As a historical account of the silk-weaving industry in Tamil Nadu, We Who Wove is furnished with a complex of narratives that demonstrate the political, institutional and economic negotiations through which ‘tradition’ begins to take shape. First, the book locates the Padma Saliyar community within the history of the anti-Brahmanical movement and of the movement against industrialisation of textile production (p. 5). Second, it recounts the historical correspondence of the revival of the devadasi dance practice as classical Bharatnatyam by Kalakshetra in the 1930s with the emergence and popularity of the korvai sari or the south silk suited to the Brahmanical norms of drape and decency. Third, the book traces the genealogy of some of the leading sari traders of Chennai, such as the famous retail chain Nalli, and highlights the role of kinship-based networks that permeate local (weaving household), regional (town) and national (urban centres) levels of production and distribution. These are some of the narratives Kawlra illuminates to critique the ‘Marxian insistence on a single labour history’ that ‘has tended to isolate “culture” from material activity, disassociating subjective ideas from objective conditions of production’ (p. 162).
The book argues for weaving among the Padma Saliyar community not only as a lived and embodied practice, but also as an ethical one by looking at the way claims of personhood are both negotiated and enacted. First, Kawlra dwells upon varied and locally available printed versions of the Bhavanarishi Puranam, mythology about the cosmic lineage of the community, to locate the various self-perceptions of the community regarding technological prowess and ritual purity. Second, the loom is not a mere implement or a mechanical apparatus, but is invested with subjectivity and agency akin to that of the body that acts upon it. Third, the physical presence of the loom and the act of weaving within the household are points of reference for imagining the physical design and sustenance of a weaver’s household. It is by bringing ‘together seemingly unrelated strands—myth, speculative history and daily practice of weaving, worship and social reproduction’ that We Who Wove proposes new ideological underpinnings to understand the experience of artisanship (p. 11).

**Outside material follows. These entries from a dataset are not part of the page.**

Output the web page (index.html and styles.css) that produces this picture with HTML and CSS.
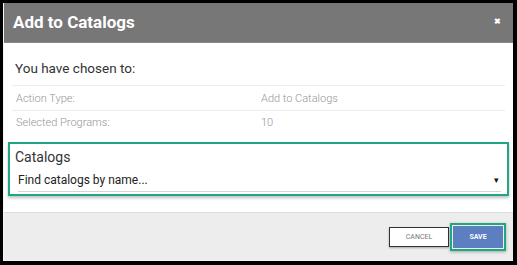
FILE: index.html
```html
<!DOCTYPE html>
<html lang="en">
<head>
    <meta charset="UTF-8">
    <meta name="viewport" content="width=device-width, initial-scale=1.0">
    <title>Add to Catalogs</title>
    <link rel="stylesheet" href="styles.css">
</head>
<body>
    <div class="modal">
        <div class="modal-header">
            <p class="modal-title">Add to Catalogs</p>
            <span class="close">&#x2716;</span>
        </div>

        <div class="modal-body">
            <p class="intro">You have chosen to:</p>
            <div class="summary-row">
                <span class="label">Action Type:</span>
                <span class="value">Add to Catalogs</span>
            </div>
            <div class="summary-row">
                <span class="label">Selected Programs:</span>
                <span class="value">10</span>
            </div>

            <div class="highlight">
                <p class="field-title">Catalogs</p>
                <div class="select">
                    <span>Find catalogs by name...</span>
                    <span class="caret">&#9662;</span>
                </div>
            </div>
        </div>

        <div class="modal-footer">
            <button class="btn-cancel">CANCEL</button>
            <div class="save-wrap">
                <button class="btn-save">SAVE</button>
            </div>
        </div>
    </div>
</body>
</html>
```

FILE: styles.css
```css
body {
    margin: 0;
    padding: 3px 4px 4px 3px;
    background-color: #000000;
    font-family: Roboto, "Liberation Sans", sans-serif;
    height: 258px;
}

p {
    margin: 0;
}

.modal {
    height: 258px;
    background-color: #ffffff;
    display: flex;
    flex-direction: column;
    border-left: 1px solid #f4f4f4;
    border-bottom: 1px solid #f4f4f4;
    box-sizing: border-box;
}

.modal-header {
    height: 40px;
    background-color: #777777;
    border-bottom: 1px solid #8a8a8a;
    box-sizing: border-box;
    display: flex;
    align-items: center;
    justify-content: space-between;
    padding: 0 12px 0 9px;
}

.modal-title {
    color: #ffffff;
    font-size: 17px;
    font-weight: bold;
    margin-top: -2px;
}

.close {
    color: #ffffff;
    font-size: 8px;
    font-weight: bold;
    margin-top: -2px;
}

.modal-body {
    flex: 1;
    padding: 0 8px 0 4px;
}

.intro {
    height: 43px;
    box-sizing: border-box;
    padding: 17px 0 0 3px;
    font-size: 13.5px;
    line-height: 16px;
    color: #333333;
    border-bottom: 1px solid #e8eef2;
    margin-left: 4px;
}

.summary-row {
    height: 24px;
    box-sizing: border-box;
    display: flex;
    align-items: center;
    margin-left: 4px;
    padding-left: 4px;
    font-size: 11px;
    font-weight: 300;
    color: #959595;
}

.summary-row + .summary-row {
    border-top: 1px solid #e8eef2;
}

.label {
    width: 245px;
}

.highlight {
    margin-top: 8px;
    border: 2.5px solid #1fa784;
    height: 54px;
    box-sizing: border-box;
    padding: 5px 6px 0 5px;
    box-shadow: 0 2px 3px rgba(0, 0, 0, 0.25);
    margin-right: -4px;
}

.field-title {
    font-size: 14px;
    color: #333333;
    line-height: 16px;
}

.select {
    margin: 8px 0 0 3px;
    display: flex;
    justify-content: space-between;
    align-items: center;
    font-size: 12px;
    color: #222222;
    padding-bottom: 4px;
    border-bottom: 1px solid #d6d6d6;
}

.caret {
    font-size: 9px;
    color: #111111;
    margin-right: 2px;
}

.modal-footer {
    height: 48px;
    background-color: #ededed;
    border-top: 1px solid #dddddd;
    box-sizing: border-box;
    display: flex;
    align-items: center;
    justify-content: flex-end;
    padding-right: 7px;
}

.btn-cancel {
    width: 60px;
    height: 20px;
    background-color: #ffffff;
    border: 1.5px solid #333333;
    box-shadow: 0 1px 2px rgba(0, 0, 0, 0.3);
    font-family: Roboto, "Liberation Sans", sans-serif;
    font-size: 7px;
    color: #777777;
    padding: 0;
    margin-right: 1px;
}

.save-wrap {
    border: 2.5px solid #1fa784;
    padding: 1px;
    box-shadow: 0 1px 3px rgba(0, 0, 0, 0.3);
}

.btn-save {
    display: block;
    width: 50px;
    height: 22px;
    background-color: #5b7fbf;
    border: none;
    font-family: Roboto, "Liberation Sans", sans-serif;
    font-size: 7px;
    font-weight: bold;
    color: #ffffff;
    padding: 0;
}
```
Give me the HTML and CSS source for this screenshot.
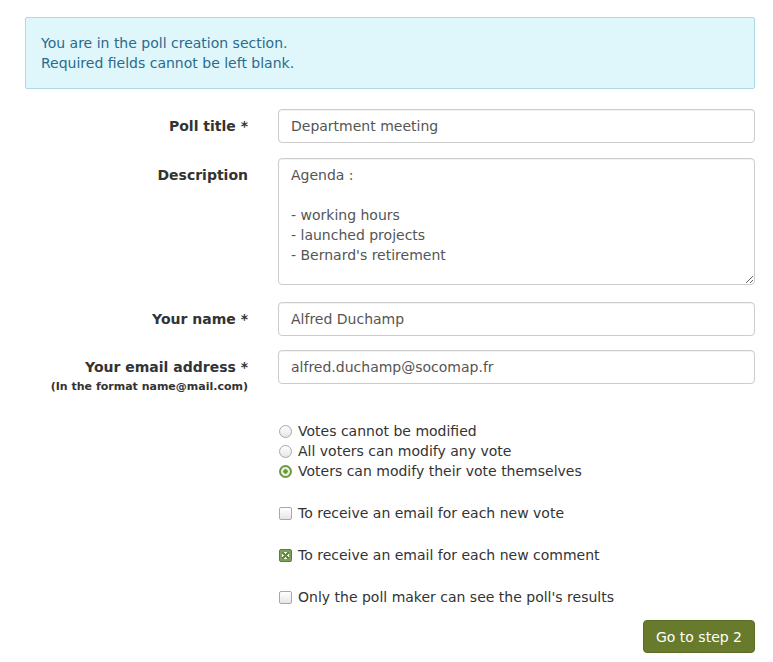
FILE: index.html
```html
<!DOCTYPE html>
<html lang="en">
<head>
    <meta charset="UTF-8">
    <title>Poll creation</title>
    <link rel="stylesheet" href="styles.css">
</head>
<body>
    <div class="page">
        <div class="alert">
            You are in the poll creation section.<br>
            Required fields cannot be left blank.
        </div>

        <form class="poll-form">
            <div class="form-group">
                <label class="field-label" for="title">Poll title *</label>
                <input class="field" id="title" type="text" value="Department meeting">
            </div>

            <div class="form-group">
                <label class="field-label" for="desc">Description</label>
                <textarea class="field area" id="desc">Agenda :

- working hours
- launched projects
- Bernard's retirement</textarea>
            </div>

            <div class="form-group">
                <label class="field-label" for="name">Your name *</label>
                <input class="field" id="name" type="text" value="Alfred Duchamp">
            </div>

            <div class="form-group">
                <label class="field-label" for="mail">Your email address *<small>(In the format name@mail.com)</small></label>
                <input class="field" id="mail" type="text" value="alfred.duchamp@socomap.fr">
            </div>

            <div class="options">
                <div class="radios">
                    <label class="opt"><input type="radio" name="edit"> Votes cannot be modified</label>
                    <label class="opt"><input type="radio" name="edit"> All voters can modify any vote</label>
                    <label class="opt"><input type="radio" name="edit" checked> Voters can modify their vote themselves</label>
                </div>
                <label class="opt check"><input type="checkbox"> To receive an email for each new vote</label>
                <label class="opt check"><input type="checkbox" checked> To receive an email for each new comment</label>
                <label class="opt check"><input type="checkbox"> Only the poll maker can see the poll's results</label>
            </div>

            <div class="actions">
                <button type="button" class="btn">Go to step 2</button>
            </div>
        </form>
    </div>
</body>
</html>
```

FILE: styles.css
```css
* {
    box-sizing: border-box;
}

body {
    margin: 0;
    background: #fff;
    color: #333;
    font-family: 'DejaVu Sans', 'Liberation Sans', sans-serif;
    font-size: 14px;
    line-height: 20px;
}

.page {
    width: 730px;
    margin: 17px 0 0 25px;
}

.alert {
    background: #dff7fb;
    border: 1px solid #aed9e3;
    border-radius: 2px;
    color: #2b6a8c;
    padding: 15px;
    margin-bottom: 20px;
}

.form-group {
    display: grid;
    grid-template-columns: 223px 1fr;
    column-gap: 30px;
    margin-bottom: 15px;
}

.form-group:nth-child(2) {
    margin-bottom: 17px;
}

.form-group:nth-child(3) {
    margin-bottom: 14px;
}

.field-label {
    font-weight: bold;
    text-align: right;
    padding-top: 7px;
}

.field-label small {
    display: block;
    font-size: 11px;
    line-height: 14px;
    margin-top: 3px;
}

.field {
    display: block;
    width: 100%;
    height: 34px;
    padding: 6px 12px;
    border: 1px solid #ccc;
    border-radius: 4px;
    font: inherit;
    color: #555;
    box-shadow: inset 0 1px 1px rgba(0,0,0,0.05);
}

.area {
    height: 127px;
    line-height: 20px;
    resize: vertical;
}

.options {
    margin-left: 253px;
    padding-top: 12px;
}

.opt {
    display: flex;
    align-items: center;
    gap: 6px;
}

.check {
    margin-top: 22px;
}

.opt input {
    -webkit-appearance: none;
    appearance: none;
    margin: 1px 0 0 1px;
    width: 13px;
    height: 13px;
    flex: none;
    border: 1px solid #a8a8a8;
    background: linear-gradient(#fff, #e6e6e6);
}

.opt input[type=radio] {
    border-radius: 50%;
}

.opt input[type=radio]:checked {
    border: 2px solid #6b9a40;
    background: radial-gradient(circle, #6b9a40 0 2px, #eaf3dc 2.5px);
}

.opt input[type=checkbox] {
    border-radius: 2px;
}

.opt input[type=checkbox]:checked {
    border-color: #5d7c3a;
    background: #7ea15a;
    position: relative;
}

.opt input[type=checkbox]:checked::after {
    content: "";
    position: absolute;
    left: 2px;
    top: 2px;
    width: 7px;
    height: 7px;
    background:
        linear-gradient(45deg, transparent 42%, #5d8a35 42% 58%, transparent 58%),
        linear-gradient(-45deg, transparent 42%, #5d8a35 42% 58%, transparent 58%),
        #f4f8ee;
}

.actions {
    display: flex;
    justify-content: flex-end;
    margin-top: 13px;
}

.btn {
    background: #687b2d;
    color: #fff;
    border: 1px solid #5b6d25;
    border-radius: 4px;
    font: inherit;
    padding: 6px 12px;
    height: 33px;
    cursor: pointer;
}
```
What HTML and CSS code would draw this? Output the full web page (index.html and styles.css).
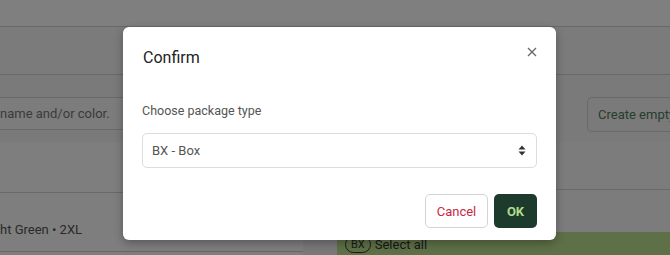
FILE: index.html
```html
<!DOCTYPE html>
<html>
<head>
<meta charset="utf-8">
<link rel="stylesheet" href="styles.css">
</head>
<body>
<div class="page">
  <div class="topbar"></div>
  <div class="toolbar"></div>
  <div class="searchrow">
    <div class="search">name and/or color.</div>
    <div class="spacer"></div>
    <div class="create-btn">Create empty</div>
  </div>
  <div class="content">
    <div class="left">
      <div class="left-head"></div>
      <div class="item">ht Green • 2XL</div>
    </div>
    <div class="right">
      <div class="right-head"></div>
      <div class="right-mid"></div>
      <div class="greenbar"><span class="pill">BX</span><span>Select all</span></div>
    </div>
  </div>
</div>
<div class="overlay"></div>
<div class="modal">
  <div class="modal-head">
    <h2 class="modal-title">Confirm</h2>
    <svg class="close" width="10" height="10" viewBox="0 0 10 10"><path d="M1 1L9 9M9 1L1 9" stroke="#6b6b6b" stroke-width="1.4" fill="none"/></svg>
  </div>
  <div class="modal-body">
    <div class="label">Choose package type</div>
    <div class="select">
      <span>BX - Box</span>
      <svg class="arrows" width="8" height="11" viewBox="0 0 8 11"><path d="M4 0.5L7.5 4.5H0.5Z M4 10.5L7.5 6.5H0.5Z" fill="#333"/></svg>
    </div>
  </div>
  <div class="modal-foot">
    <div class="btn cancel">Cancel</div>
    <div class="btn ok">OK</div>
  </div>
</div>
</body>
</html>
```

FILE: styles.css
```css
html, body {
  margin: 0;
  padding: 0;
}
body {
  width: 670px;
  height: 255px;
  overflow: hidden;
  font-family: Roboto, "Liberation Sans", sans-serif;
  position: relative;
  background: #f2f2f2;
}
.page {
  display: flex;
  flex-direction: column;
}
.topbar {
  height: 26px;
  background: #ffffff;
  border-bottom: 1px solid #d2d2d2;
}
.toolbar {
  height: 47px;
  background: #f6f6f6;
  border-bottom: 1px solid #d2d2d2;
}
.searchrow {
  height: 67px;
  background: #f4f4f4;
  display: flex;
  align-items: flex-start;
  padding-top: 22px;
  box-sizing: border-box;
}
.search {
  width: 300px;
  height: 33px;
  box-sizing: border-box;
  border-top: 1px solid #d2d2d2;
  border-bottom: 1px solid #d2d2d2;
  background: #f8f8f8;
  font-size: 13px;
  color: #777;
  line-height: 31px;
}
.spacer { flex: 1; }
.create-btn {
  height: 35px;
  box-sizing: border-box;
  border: 1px solid #d2d2d2;
  border-right: none;
  border-radius: 5px 0 0 5px;
  padding: 0 0 0 10px;
  font-size: 13px;
  line-height: 33px;
  color: #4f7a5c;
  background: #f4f4f4;
  white-space: nowrap;
  width: 83px;
}
.content {
  display: flex;
  gap: 34px;
  height: 115px;
}
.left {
  width: 303px;
  background: #fcfcfc;
}
.left-head {
  height: 50px;
  border-bottom: 1px solid #d2d2d2;
}
.item {
  height: 59px;
  border-bottom: 1px solid #cfcfcf;
  font-size: 13px;
  color: #555;
  line-height: 16px;
  padding-top: 29px;
  box-sizing: border-box;
}
.right {
  flex: 1;
  background: #f8f8f8;
}
.right-head {
  height: 47px;
  border-bottom: 1px solid #d2d2d2;
}
.right-mid {
  height: 42px;
}
.greenbar {
  height: 24px;
  background: #bde08e;
  display: flex;
  align-items: center;
  gap: 4px;
  padding-left: 8px;
  font-size: 13px;
  color: #333;
}
.pill {
  border: 1px solid #333;
  border-radius: 10px;
  padding: 1px 5px;
  font-size: 11px;
}
.overlay {
  position: absolute;
  inset: 0;
  background: rgba(0, 0, 0, 0.5);
}
.modal {
  position: absolute;
  left: 123px;
  top: 27px;
  width: 433px;
  height: 213px;
  box-sizing: border-box;
  background: #fff;
  border-radius: 6px;
  box-shadow: 0 3px 10px rgba(0, 0, 0, 0.3);
  padding: 0 19px;
  display: flex;
  flex-direction: column;
}
.modal-head {
  display: flex;
  justify-content: space-between;
  align-items: flex-start;
  height: 60px;
}
.modal-title {
  margin: 0;
  padding-top: 19px;
  padding-left: 1px;
  font-size: 16px;
  font-weight: 400;
  color: #222;
  line-height: 24px;
}
.close {
  margin-top: 20px;
}
.modal-body {
  display: flex;
  flex-direction: column;
}
.label {
  font-size: 12.5px;
  color: #555;
  line-height: 16px;
  margin-top: 16px;
  margin-bottom: 14px;
}
.select {
  height: 35px;
  box-sizing: border-box;
  border: 1px solid #dcdcdc;
  border-radius: 5px;
  display: flex;
  align-items: center;
  justify-content: space-between;
  padding: 0 10px 0 9px;
  font-size: 13px;
  color: #555;
}
.modal-foot {
  display: flex;
  justify-content: flex-end;
  gap: 6px;
  margin-top: 26px;
}
.btn {
  height: 34px;
  box-sizing: border-box;
  border-radius: 5px;
  font-size: 13px;
  display: flex;
  align-items: center;
  justify-content: center;
}
.cancel {
  width: 63px;
  border: 1px solid #d4d4d4;
  color: #c8283f;
  background: #fff;
}
.ok {
  width: 43px;
  background: #1c3b2c;
  color: #b2db8c;
  font-weight: 700;
}
```
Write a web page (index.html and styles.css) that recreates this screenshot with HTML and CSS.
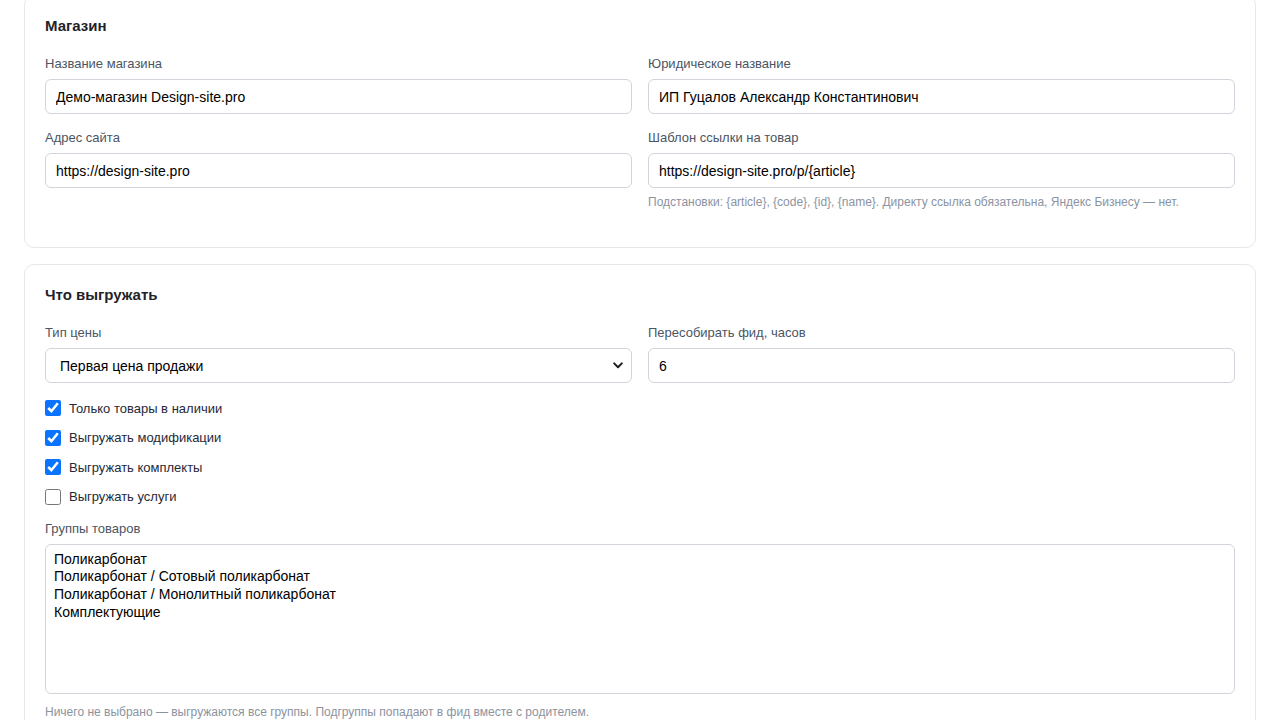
FILE: index.html
```html
<!DOCTYPE html>
<html lang="ru">
<head>
    <meta charset="UTF-8">
    <meta name="viewport" content="width=device-width, initial-scale=1.0">
    <title>Настройки фида</title>
    <link rel="stylesheet" href="styles.css">
</head>
<body>
    <div class="page">
        <!-- Магазин -->
        <section class="card">
            <h2>Магазин</h2>
            <div class="grid">
                <div class="field">
                    <label>Название магазина</label>
                    <input type="text" value="Демо-магазин Design-site.pro">
                </div>
                <div class="field">
                    <label>Юридическое название</label>
                    <input type="text" value="ИП Гуцалов Александр Константинович">
                </div>
                <div class="field">
                    <label>Адрес сайта</label>
                    <input type="text" value="https://design-site.pro">
                </div>
                <div class="field">
                    <label>Шаблон ссылки на товар</label>
                    <input type="text" value="https://design-site.pro/p/{article}">
                    <div class="hint">Подстановки: {article}, {code}, {id}, {name}. Директу ссылка обязательна, Яндекс Бизнесу — нет.</div>
                </div>
            </div>
        </section>

        <!-- Что выгружать -->
        <section class="card">
            <h2>Что выгружать</h2>
            <div class="grid">
                <div class="field">
                    <label>Тип цены</label>
                    <div class="select-wrap">
                        <select>
                            <option selected>Первая цена продажи</option>
                            <option>Вторая цена продажи</option>
                            <option>Закупочная цена</option>
                        </select>
                        <svg class="chevron" width="10" height="7" viewBox="0 0 10 7">
                            <path d="M1.2 1.4 L5 5.2 L8.8 1.4" fill="none" stroke="#1f1f1f" stroke-width="2" stroke-linecap="round" stroke-linejoin="round"/>
                        </svg>
                    </div>
                </div>
                <div class="field">
                    <label>Пересобирать фид, часов</label>
                    <input type="number" value="6">
                </div>
            </div>

            <div class="checks">
                <label class="check"><input type="checkbox" checked> Только товары в наличии</label>
                <label class="check"><input type="checkbox" checked> Выгружать модификации</label>
                <label class="check"><input type="checkbox" checked> Выгружать комплекты</label>
                <label class="check"><input type="checkbox"> Выгружать услуги</label>
            </div>

            <div class="field">
                <label>Группы товаров</label>
                <select class="groups" multiple>
                    <option>Поликарбонат</option>
                    <option>Поликарбонат / Сотовый поликарбонат</option>
                    <option>Поликарбонат / Монолитный поликарбонат</option>
                    <option>Комплектующие</option>
                </select>
                <div class="hint">Ничего не выбрано — выгружаются все группы. Подгруппы попадают в фид вместе с родителем.</div>
            </div>
        </section>
    </div>
</body>
</html>
```

FILE: styles.css
```css
/* общие стили */
body {
    margin: 0;
    background: #fff;
    font-family: 'Liberation Sans', Arial, sans-serif;
    color: #1f2937;
}

.page {
    padding: 0 24px;
    margin-top: -5px;
}

/* карточка раздела */
.card {
    background: #fff;
    border: 1px solid #e5e7eb;
    border-radius: 10px;
    padding: 20px 20px 22px;
    margin-bottom: 16px;
}

.card h2 {
    margin: 0 0 19px;
    font-size: 15px;
    line-height: 20px;
    font-weight: bold;
    color: #1f2329;
}

.grid {
    display: grid;
    grid-template-columns: 1fr 1fr;
    column-gap: 16px;
    align-items: start;
}

.field {
    margin-bottom: 15px;
}

.field > label {
    display: block;
    font-size: 13px;
    line-height: 18px;
    color: #4b5563;
    margin-bottom: 6px;
}

input[type="text"],
input[type="number"],
select {
    box-sizing: border-box;
    width: 100%;
    height: 35px;
    padding: 0 10px;
    border: 1px solid #d1d5db;
    border-radius: 6px;
    font-family: inherit;
    font-size: 14px;
    color: #000;
    background: #fff;
    outline: none;
}

input[type="number"] {
    -moz-appearance: textfield;
}

input[type="number"]::-webkit-inner-spin-button,
input[type="number"]::-webkit-outer-spin-button {
    -webkit-appearance: none;
    margin: 0;
}

/* выпадающий список */
.select-wrap {
    position: relative;
}

.select-wrap select {
    appearance: none;
    -webkit-appearance: none;
    padding-left: 14px;
}

.chevron {
    position: absolute;
    right: 9px;
    top: 14px;
    pointer-events: none;
}

.groups {
    height: 150px;
    padding: 6px;
    margin-bottom: 3px;
    overflow: auto;
}

.groups option {
    padding: 0 2px 1px;
    line-height: 16px;
    color: #000;
}

.hint {
    margin-top: 6px;
    font-size: 12px;
    line-height: 16px;
    color: #8b939f;
}

/* галочки */
.checks {
    margin-bottom: 13px;
}

.check {
    display: flex;
    align-items: center;
    gap: 8px;
    height: 20px;
    margin-bottom: 9.5px;
    font-size: 13px;
    color: #1f2937;
}

.check input {
    width: 16px;
    height: 16px;
    margin: 0;
    accent-color: #0a73ff;
}
```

We Who Wove is a commentary on the history of a very specific period in the silk-weaving industry of Tamil Nadu, namely the 1990s. Interestingly, this is a qualifier Kawlra offers only in the last chapter when she talks about the ‘desertion’ that the weaving communities of Kumbakonam and Swamimalai face in more recent times (p. 160). The book is contextualised within the ethnography of the Padma Saliyar community that Kawlra was engaged with for several years during the nineties. However, it is this ethnographic texture and Kawlra’s narration of her fieldwork that the reader sometimes yearns for. But composing an ethnographic text is not what We Who Wove intends to do; rather it offers its readers a map with which one can trace the many strategies and practices through which work, community and locality are constructed as representational of an important chapter in the economic, cultural and political history of South Asia. This book can be taught as part of undergraduate and postgraduate courses on Material Culture in South Asia, Anthropology of Development, Anthropology of Work, Contemporary India, and Industry and Society.